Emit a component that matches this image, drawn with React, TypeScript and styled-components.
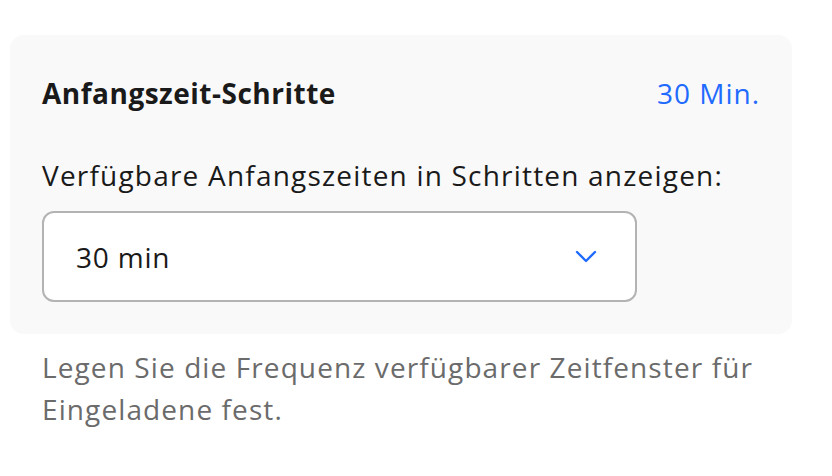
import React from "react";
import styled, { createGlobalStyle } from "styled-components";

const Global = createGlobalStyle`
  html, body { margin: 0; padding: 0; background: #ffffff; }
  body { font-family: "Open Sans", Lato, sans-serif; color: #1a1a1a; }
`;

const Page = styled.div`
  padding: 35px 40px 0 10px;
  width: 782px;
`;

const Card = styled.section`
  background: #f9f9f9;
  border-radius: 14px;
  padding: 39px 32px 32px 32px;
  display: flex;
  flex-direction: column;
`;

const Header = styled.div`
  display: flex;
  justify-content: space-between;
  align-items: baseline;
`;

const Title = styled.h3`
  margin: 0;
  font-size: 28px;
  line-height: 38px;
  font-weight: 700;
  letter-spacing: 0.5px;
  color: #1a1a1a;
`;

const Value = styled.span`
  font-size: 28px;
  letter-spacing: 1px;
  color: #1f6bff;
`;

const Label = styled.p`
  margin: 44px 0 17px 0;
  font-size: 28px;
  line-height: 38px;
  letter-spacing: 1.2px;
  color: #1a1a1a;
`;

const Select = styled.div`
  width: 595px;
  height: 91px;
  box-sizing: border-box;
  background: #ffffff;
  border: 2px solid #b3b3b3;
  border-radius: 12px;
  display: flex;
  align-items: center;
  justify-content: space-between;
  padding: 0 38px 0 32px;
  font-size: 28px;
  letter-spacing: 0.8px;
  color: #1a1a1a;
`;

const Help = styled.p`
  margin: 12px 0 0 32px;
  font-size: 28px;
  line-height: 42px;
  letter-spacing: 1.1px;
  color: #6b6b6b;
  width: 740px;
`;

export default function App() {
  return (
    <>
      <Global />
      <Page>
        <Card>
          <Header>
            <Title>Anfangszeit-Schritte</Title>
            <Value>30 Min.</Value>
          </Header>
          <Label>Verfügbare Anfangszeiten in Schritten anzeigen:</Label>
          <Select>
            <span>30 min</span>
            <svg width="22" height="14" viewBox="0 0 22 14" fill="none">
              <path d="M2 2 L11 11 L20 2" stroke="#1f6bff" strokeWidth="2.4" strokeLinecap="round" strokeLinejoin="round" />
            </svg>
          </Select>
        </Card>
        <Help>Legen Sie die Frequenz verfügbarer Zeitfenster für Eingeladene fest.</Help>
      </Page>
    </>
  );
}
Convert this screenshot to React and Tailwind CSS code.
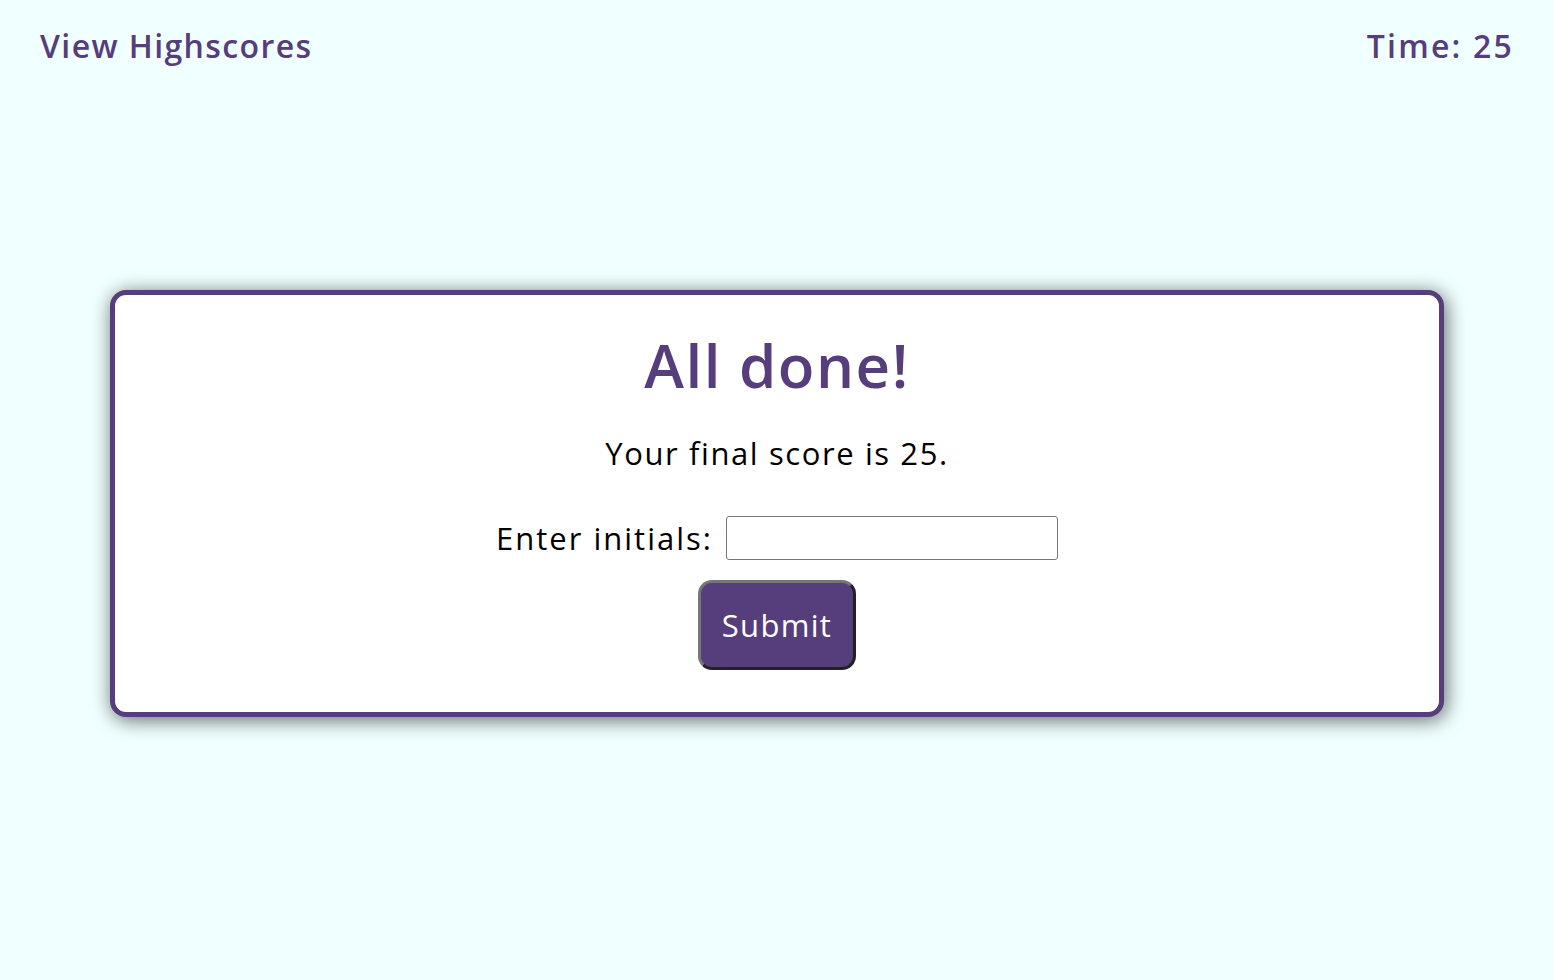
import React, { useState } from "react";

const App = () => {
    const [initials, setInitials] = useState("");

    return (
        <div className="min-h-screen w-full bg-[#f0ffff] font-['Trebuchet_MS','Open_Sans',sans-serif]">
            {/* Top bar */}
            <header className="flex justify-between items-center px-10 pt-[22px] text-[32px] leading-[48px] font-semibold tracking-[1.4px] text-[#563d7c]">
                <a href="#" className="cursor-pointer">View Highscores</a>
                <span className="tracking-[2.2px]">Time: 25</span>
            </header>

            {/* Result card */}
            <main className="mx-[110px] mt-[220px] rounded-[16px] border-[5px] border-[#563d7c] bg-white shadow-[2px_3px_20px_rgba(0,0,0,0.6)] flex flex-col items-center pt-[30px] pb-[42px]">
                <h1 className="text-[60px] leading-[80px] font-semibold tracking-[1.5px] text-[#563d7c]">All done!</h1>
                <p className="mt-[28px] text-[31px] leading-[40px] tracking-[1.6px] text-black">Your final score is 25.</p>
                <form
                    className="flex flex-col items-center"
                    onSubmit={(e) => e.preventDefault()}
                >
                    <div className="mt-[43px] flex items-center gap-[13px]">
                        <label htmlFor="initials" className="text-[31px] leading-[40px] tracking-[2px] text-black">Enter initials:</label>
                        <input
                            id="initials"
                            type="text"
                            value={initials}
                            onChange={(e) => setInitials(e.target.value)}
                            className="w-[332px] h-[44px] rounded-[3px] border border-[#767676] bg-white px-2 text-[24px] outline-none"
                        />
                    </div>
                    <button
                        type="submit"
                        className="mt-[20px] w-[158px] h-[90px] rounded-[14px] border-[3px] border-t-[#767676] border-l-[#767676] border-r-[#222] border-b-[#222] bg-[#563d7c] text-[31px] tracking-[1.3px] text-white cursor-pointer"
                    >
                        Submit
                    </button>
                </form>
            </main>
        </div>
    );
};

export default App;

• EXERCISE OBJECTIVE
Copy exactly the stretch of lines that starts at the line holding "Convert this screenshot" and ends at the line holding "const [initials, setInitials]". Drop the pictures.

• OUTPUT OF THE EXERCISE
Convert this screenshot to React and Tailwind CSS code.
import React, { useState } from "react";

const App = () => {
    const [initials, setInitials] = useState("");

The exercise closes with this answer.